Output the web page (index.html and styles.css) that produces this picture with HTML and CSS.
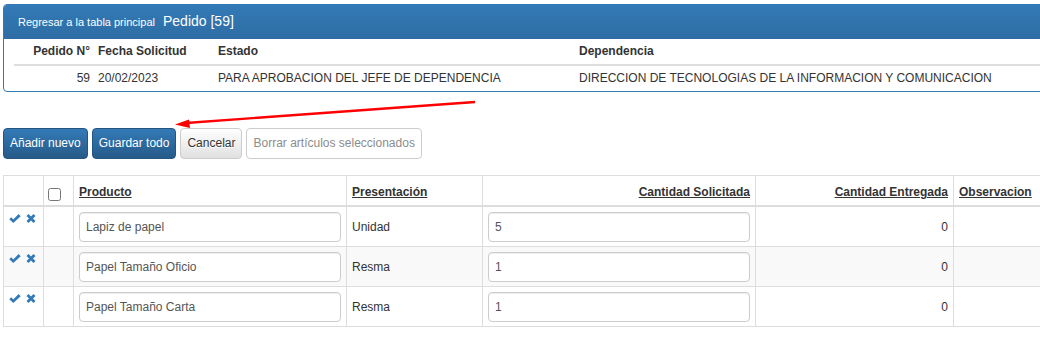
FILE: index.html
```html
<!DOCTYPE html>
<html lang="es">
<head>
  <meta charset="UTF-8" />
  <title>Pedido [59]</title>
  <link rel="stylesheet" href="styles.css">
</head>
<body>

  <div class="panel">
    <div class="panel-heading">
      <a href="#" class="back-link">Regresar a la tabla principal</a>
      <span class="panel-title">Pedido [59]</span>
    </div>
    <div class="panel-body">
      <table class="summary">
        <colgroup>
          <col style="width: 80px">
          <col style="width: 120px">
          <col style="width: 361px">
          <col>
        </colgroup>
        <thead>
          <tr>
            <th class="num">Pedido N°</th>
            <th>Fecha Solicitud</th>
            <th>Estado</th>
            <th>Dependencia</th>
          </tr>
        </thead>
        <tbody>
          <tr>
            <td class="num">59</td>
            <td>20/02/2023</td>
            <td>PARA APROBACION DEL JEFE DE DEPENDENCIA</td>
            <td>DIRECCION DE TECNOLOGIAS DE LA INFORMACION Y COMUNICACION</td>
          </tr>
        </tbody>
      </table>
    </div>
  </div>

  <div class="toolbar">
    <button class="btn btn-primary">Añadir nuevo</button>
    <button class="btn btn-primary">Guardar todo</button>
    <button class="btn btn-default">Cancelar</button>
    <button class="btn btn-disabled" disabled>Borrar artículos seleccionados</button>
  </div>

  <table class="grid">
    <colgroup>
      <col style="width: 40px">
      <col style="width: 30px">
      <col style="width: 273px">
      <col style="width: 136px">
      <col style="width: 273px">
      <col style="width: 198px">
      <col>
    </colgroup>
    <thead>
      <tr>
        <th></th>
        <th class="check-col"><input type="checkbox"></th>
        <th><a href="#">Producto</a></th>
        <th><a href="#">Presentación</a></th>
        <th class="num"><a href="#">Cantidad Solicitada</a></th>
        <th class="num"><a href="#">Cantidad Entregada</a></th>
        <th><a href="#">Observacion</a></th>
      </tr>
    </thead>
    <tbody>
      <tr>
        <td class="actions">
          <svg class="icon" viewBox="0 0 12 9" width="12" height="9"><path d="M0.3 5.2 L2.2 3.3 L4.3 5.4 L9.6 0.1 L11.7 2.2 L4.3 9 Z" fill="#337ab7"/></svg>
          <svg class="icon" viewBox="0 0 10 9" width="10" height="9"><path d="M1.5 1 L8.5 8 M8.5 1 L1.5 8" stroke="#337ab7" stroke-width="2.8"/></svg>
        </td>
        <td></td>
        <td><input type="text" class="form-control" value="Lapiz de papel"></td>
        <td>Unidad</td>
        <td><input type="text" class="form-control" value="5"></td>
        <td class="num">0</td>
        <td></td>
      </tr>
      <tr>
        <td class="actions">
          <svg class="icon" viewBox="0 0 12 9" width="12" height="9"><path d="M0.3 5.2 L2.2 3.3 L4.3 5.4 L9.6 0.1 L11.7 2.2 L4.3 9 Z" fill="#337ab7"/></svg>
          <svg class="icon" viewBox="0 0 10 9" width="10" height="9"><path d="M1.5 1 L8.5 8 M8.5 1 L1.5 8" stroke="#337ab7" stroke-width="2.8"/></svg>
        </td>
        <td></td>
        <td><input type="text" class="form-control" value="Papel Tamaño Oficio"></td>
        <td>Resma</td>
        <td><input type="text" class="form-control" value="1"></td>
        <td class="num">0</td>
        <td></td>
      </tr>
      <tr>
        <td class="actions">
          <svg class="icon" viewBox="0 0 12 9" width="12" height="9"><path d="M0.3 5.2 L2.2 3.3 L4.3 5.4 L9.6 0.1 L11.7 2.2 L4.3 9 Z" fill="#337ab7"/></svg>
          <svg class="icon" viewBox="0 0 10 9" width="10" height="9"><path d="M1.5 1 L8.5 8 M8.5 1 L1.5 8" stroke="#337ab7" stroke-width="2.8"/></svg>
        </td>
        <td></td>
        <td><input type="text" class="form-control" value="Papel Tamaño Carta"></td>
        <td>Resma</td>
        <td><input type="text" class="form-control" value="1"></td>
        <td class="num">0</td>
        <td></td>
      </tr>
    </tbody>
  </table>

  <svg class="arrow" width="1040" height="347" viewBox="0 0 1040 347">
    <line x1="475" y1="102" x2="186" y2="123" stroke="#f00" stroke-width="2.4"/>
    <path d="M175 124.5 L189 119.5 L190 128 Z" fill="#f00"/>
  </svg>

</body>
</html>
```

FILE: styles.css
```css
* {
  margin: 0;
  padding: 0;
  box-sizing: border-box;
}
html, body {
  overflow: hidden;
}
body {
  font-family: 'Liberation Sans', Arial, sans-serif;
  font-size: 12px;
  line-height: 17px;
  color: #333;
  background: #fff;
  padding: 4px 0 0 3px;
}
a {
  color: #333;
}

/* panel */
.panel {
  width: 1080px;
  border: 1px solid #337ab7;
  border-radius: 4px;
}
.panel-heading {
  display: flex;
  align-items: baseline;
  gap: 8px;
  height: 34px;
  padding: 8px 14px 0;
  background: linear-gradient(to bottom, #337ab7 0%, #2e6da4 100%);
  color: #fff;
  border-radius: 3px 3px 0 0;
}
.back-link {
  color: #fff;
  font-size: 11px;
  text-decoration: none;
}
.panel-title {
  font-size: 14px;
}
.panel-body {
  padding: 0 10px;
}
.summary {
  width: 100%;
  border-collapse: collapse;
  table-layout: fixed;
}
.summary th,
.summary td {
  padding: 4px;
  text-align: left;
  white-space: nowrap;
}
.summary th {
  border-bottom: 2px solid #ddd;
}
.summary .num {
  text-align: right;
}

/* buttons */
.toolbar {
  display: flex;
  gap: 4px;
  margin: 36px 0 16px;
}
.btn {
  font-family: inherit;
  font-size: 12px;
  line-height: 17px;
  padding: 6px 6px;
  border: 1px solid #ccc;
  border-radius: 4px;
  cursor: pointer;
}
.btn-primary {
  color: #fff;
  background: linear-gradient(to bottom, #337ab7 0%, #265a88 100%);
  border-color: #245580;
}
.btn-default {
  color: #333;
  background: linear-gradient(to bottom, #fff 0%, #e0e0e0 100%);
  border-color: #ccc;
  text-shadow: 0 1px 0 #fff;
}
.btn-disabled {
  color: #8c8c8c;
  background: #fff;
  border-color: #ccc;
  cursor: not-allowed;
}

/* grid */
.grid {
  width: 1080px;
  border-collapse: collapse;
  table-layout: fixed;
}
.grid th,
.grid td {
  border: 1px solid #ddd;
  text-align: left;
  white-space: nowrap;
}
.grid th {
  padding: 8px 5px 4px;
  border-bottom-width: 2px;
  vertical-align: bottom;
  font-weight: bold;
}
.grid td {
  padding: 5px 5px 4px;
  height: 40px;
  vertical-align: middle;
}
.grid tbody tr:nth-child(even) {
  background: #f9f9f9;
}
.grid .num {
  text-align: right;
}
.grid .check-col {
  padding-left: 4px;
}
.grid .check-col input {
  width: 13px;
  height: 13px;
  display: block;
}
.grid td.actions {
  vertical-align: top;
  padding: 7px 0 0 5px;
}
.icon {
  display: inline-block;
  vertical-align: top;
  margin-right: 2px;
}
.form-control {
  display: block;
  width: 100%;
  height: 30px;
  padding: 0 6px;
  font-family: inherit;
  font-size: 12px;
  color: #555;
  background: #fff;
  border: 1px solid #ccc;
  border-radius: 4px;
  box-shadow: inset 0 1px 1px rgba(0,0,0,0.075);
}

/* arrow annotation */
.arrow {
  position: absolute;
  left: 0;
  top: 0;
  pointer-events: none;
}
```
* * *
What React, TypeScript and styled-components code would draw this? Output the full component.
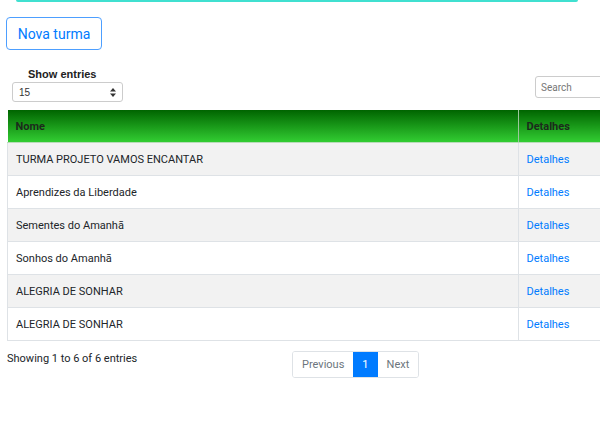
...
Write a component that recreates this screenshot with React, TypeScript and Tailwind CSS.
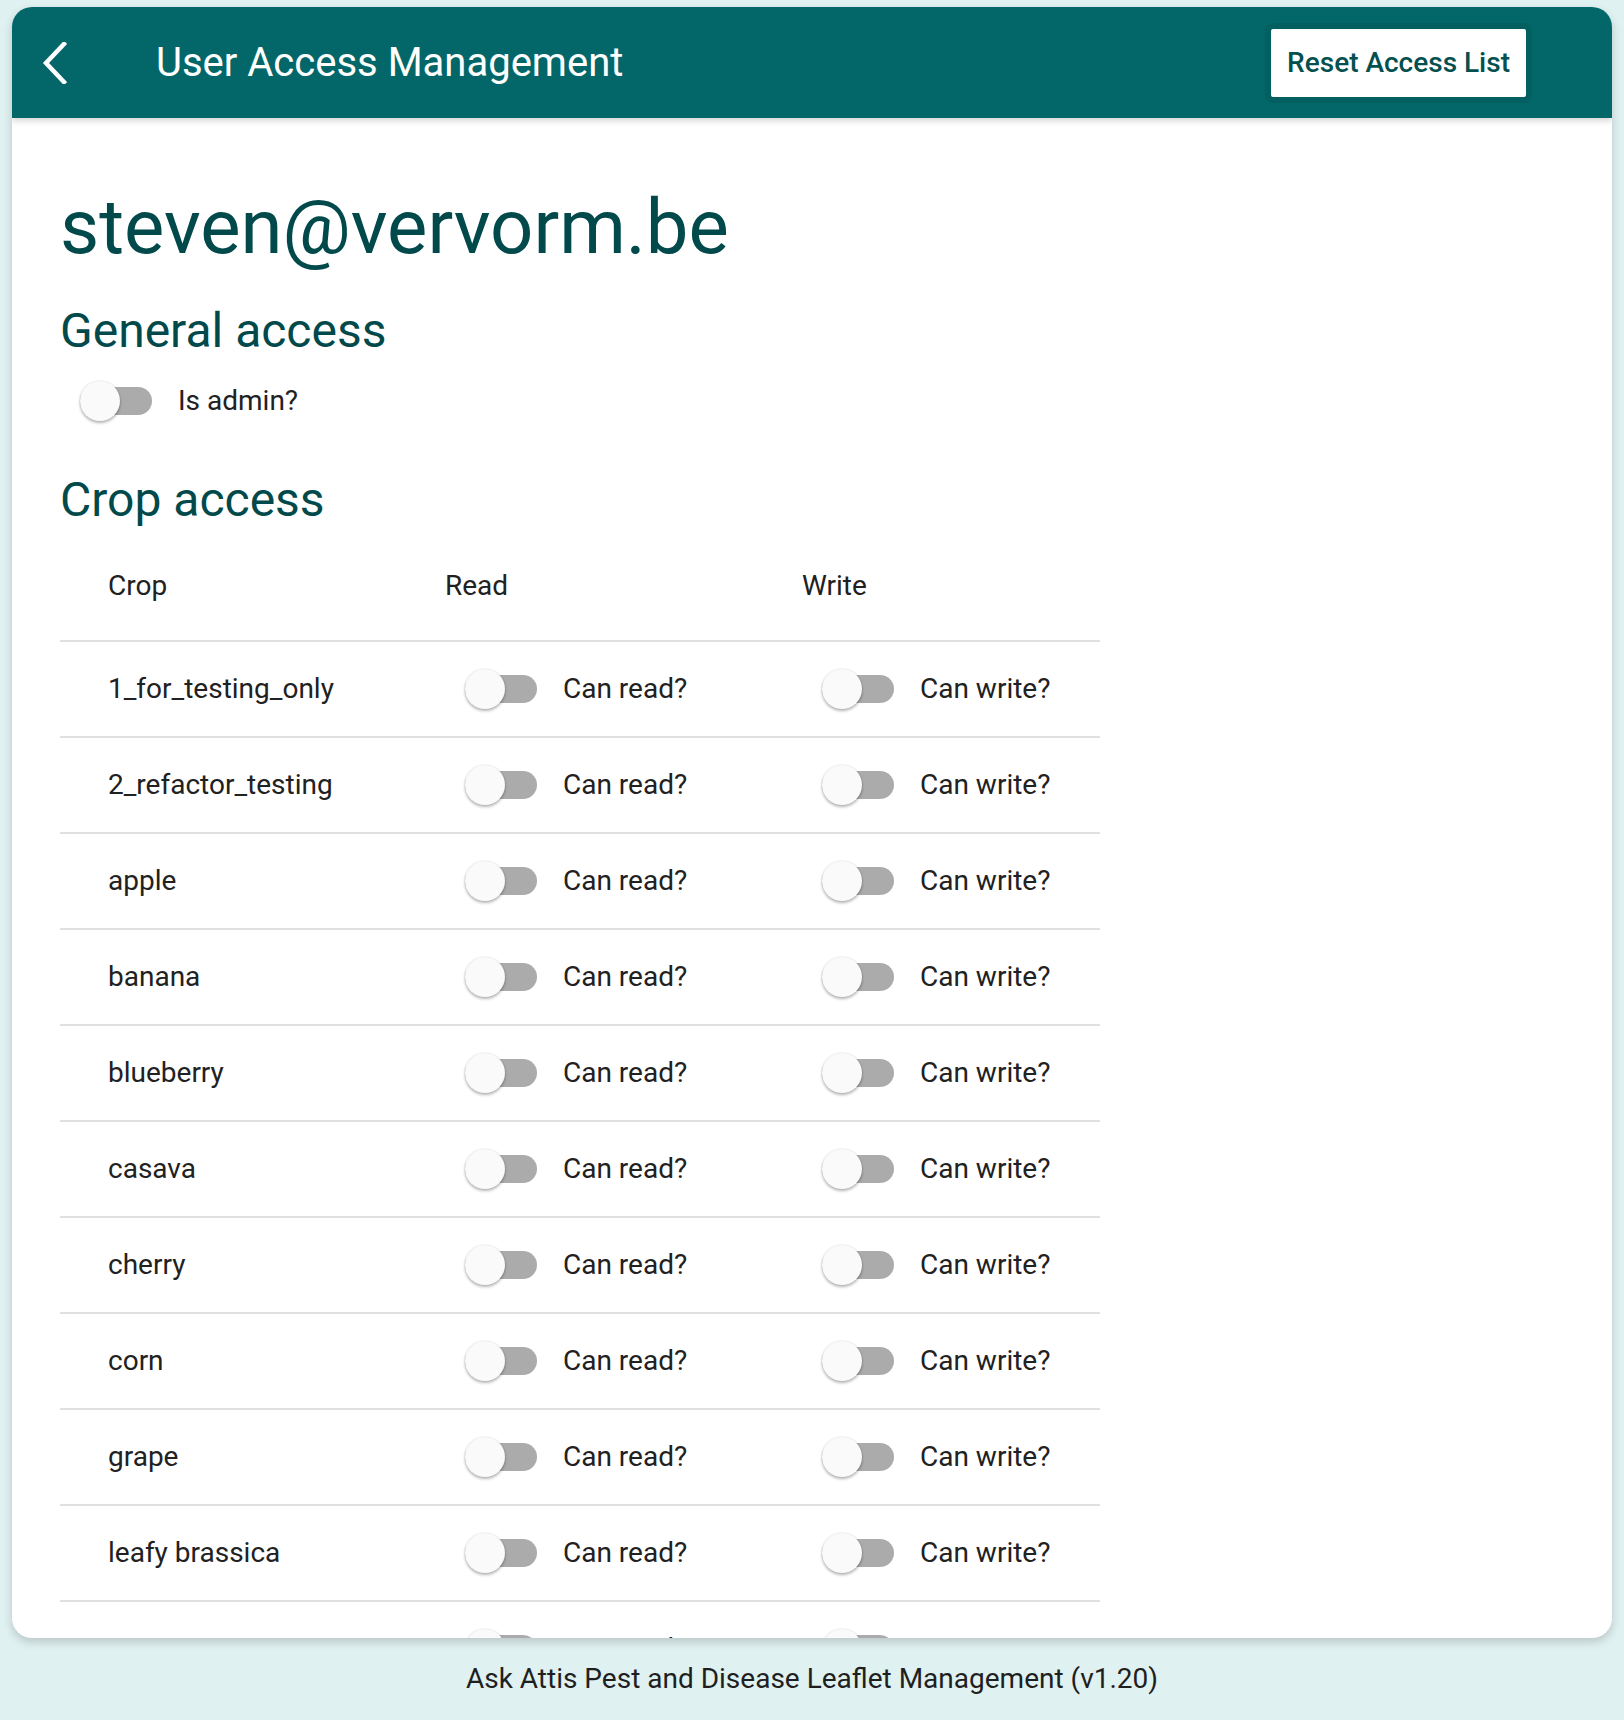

▸ Short problem
Identify every line holding the word "component" and copy it out.

▸ Final answer
What React, TypeScript and styled-components code would draw this? Output the full component.
Write a component that recreates this screenshot with React, TypeScript and Tailwind CSS.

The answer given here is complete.